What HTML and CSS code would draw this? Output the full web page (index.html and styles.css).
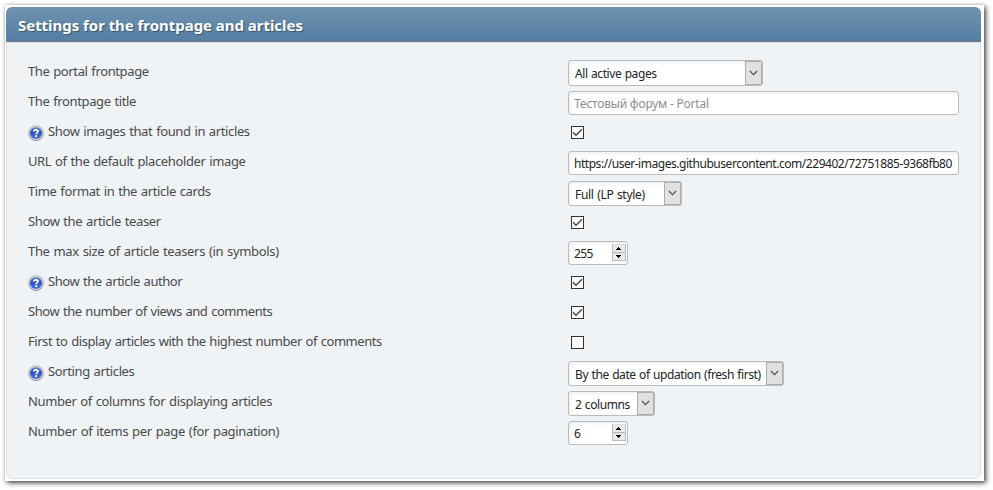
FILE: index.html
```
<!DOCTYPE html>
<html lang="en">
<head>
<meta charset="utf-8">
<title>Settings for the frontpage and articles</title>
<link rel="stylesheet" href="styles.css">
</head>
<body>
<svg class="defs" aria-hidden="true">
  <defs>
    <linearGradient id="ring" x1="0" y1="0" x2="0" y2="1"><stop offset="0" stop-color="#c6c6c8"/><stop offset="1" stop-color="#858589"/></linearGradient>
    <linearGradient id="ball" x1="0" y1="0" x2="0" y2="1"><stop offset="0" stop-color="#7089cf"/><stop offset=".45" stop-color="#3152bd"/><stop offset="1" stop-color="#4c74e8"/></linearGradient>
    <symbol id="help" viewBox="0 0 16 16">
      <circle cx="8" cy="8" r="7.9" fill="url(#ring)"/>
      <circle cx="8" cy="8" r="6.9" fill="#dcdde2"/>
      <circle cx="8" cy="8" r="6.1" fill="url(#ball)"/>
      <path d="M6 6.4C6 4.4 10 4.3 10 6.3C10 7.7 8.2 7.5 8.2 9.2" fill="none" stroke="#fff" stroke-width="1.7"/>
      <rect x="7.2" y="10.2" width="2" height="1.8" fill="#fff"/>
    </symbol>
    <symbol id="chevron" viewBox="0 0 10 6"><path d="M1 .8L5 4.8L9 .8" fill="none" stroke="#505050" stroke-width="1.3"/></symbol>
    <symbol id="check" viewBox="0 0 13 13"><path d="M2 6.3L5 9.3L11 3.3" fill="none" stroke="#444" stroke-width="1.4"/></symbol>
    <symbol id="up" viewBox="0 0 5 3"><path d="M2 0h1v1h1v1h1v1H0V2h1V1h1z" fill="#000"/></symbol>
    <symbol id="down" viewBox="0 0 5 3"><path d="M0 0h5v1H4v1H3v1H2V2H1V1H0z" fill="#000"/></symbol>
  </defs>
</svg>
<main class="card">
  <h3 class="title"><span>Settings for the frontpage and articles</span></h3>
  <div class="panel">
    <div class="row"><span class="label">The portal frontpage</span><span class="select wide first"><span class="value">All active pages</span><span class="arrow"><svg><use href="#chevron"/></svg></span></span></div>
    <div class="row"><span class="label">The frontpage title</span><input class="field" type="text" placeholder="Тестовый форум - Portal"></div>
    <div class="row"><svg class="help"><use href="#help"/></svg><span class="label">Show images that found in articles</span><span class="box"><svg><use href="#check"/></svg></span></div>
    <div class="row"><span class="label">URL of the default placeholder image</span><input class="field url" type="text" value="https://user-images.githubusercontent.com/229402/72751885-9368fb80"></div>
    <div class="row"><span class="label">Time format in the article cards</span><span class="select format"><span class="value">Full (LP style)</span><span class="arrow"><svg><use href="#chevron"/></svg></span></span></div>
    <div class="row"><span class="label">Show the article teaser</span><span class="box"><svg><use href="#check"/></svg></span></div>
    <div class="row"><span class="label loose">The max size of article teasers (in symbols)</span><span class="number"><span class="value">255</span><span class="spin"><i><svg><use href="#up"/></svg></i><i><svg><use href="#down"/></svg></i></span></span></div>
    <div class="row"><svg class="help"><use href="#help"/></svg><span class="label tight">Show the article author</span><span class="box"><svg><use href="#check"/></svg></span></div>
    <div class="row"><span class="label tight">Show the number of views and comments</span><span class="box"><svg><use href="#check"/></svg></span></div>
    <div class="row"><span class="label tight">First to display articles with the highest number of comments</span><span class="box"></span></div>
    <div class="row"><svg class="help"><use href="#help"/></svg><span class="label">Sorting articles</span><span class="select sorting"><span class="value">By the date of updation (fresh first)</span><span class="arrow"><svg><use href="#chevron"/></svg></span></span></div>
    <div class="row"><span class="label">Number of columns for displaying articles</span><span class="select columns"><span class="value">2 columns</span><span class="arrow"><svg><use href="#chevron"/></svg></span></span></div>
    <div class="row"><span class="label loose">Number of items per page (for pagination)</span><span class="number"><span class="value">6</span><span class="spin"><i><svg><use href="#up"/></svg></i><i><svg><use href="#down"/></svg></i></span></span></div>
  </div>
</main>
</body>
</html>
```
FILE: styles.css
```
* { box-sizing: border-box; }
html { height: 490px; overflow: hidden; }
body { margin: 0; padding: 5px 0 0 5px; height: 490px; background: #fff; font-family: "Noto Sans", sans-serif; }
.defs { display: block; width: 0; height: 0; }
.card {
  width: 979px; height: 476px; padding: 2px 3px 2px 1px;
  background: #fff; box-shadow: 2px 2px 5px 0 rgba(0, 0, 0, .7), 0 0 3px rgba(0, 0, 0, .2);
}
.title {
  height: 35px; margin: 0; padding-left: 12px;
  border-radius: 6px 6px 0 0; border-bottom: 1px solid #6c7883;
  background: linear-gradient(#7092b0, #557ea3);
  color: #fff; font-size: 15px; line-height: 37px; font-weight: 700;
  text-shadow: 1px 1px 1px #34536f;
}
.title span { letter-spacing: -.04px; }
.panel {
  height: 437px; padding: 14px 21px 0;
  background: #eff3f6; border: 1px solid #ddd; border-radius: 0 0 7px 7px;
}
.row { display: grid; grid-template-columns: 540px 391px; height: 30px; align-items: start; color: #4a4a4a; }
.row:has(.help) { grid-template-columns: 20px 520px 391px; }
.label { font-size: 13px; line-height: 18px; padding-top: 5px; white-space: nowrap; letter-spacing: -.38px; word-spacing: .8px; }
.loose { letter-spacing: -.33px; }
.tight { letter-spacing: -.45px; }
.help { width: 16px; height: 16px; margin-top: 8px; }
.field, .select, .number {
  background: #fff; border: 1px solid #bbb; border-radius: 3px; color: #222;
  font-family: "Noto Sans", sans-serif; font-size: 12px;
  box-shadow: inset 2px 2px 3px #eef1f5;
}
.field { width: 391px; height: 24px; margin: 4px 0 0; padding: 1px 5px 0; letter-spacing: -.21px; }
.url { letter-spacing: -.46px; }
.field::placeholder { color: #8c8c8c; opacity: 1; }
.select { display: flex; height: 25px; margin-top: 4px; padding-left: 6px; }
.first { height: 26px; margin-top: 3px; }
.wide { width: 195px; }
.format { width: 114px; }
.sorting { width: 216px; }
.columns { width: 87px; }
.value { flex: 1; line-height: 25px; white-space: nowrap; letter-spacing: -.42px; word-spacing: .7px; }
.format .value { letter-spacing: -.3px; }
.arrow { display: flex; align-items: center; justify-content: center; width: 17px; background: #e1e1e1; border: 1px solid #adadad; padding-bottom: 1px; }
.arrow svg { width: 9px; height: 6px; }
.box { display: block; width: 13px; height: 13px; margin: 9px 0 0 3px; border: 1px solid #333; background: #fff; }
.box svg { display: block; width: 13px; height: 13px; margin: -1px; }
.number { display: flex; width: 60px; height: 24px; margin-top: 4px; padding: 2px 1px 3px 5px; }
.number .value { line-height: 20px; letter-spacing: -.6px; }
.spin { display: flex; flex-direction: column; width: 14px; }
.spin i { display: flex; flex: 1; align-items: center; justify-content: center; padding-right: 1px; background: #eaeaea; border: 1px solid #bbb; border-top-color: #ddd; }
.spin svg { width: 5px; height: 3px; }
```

§ §

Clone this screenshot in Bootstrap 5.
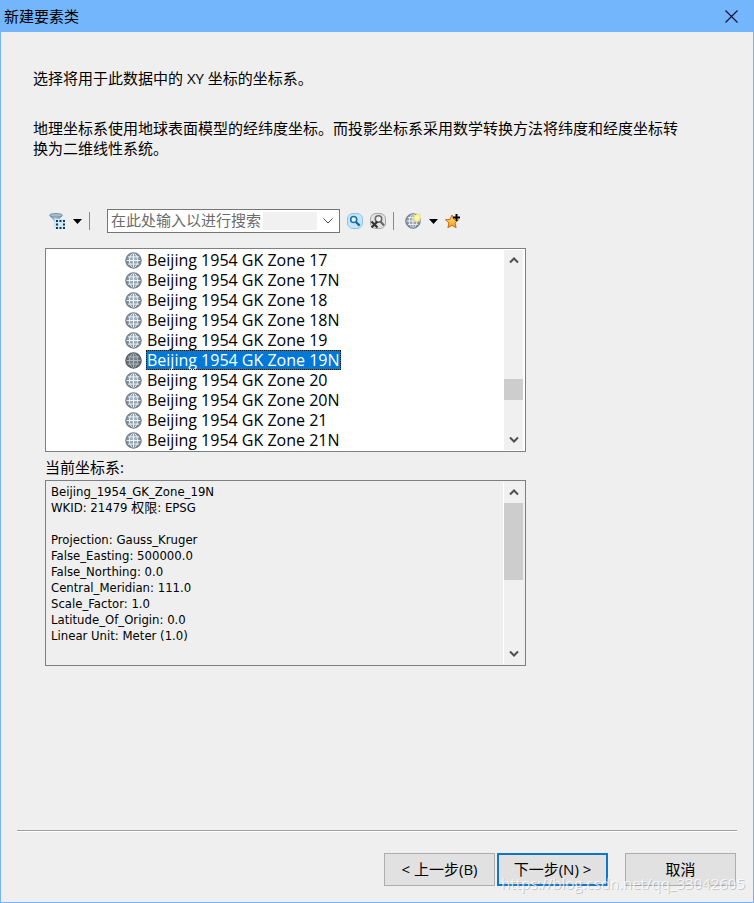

§ §

WHAT TO PRODUCE:
Work out how many lines of the data above hold the word "this", and write only the count.

TASK ANSWER:
2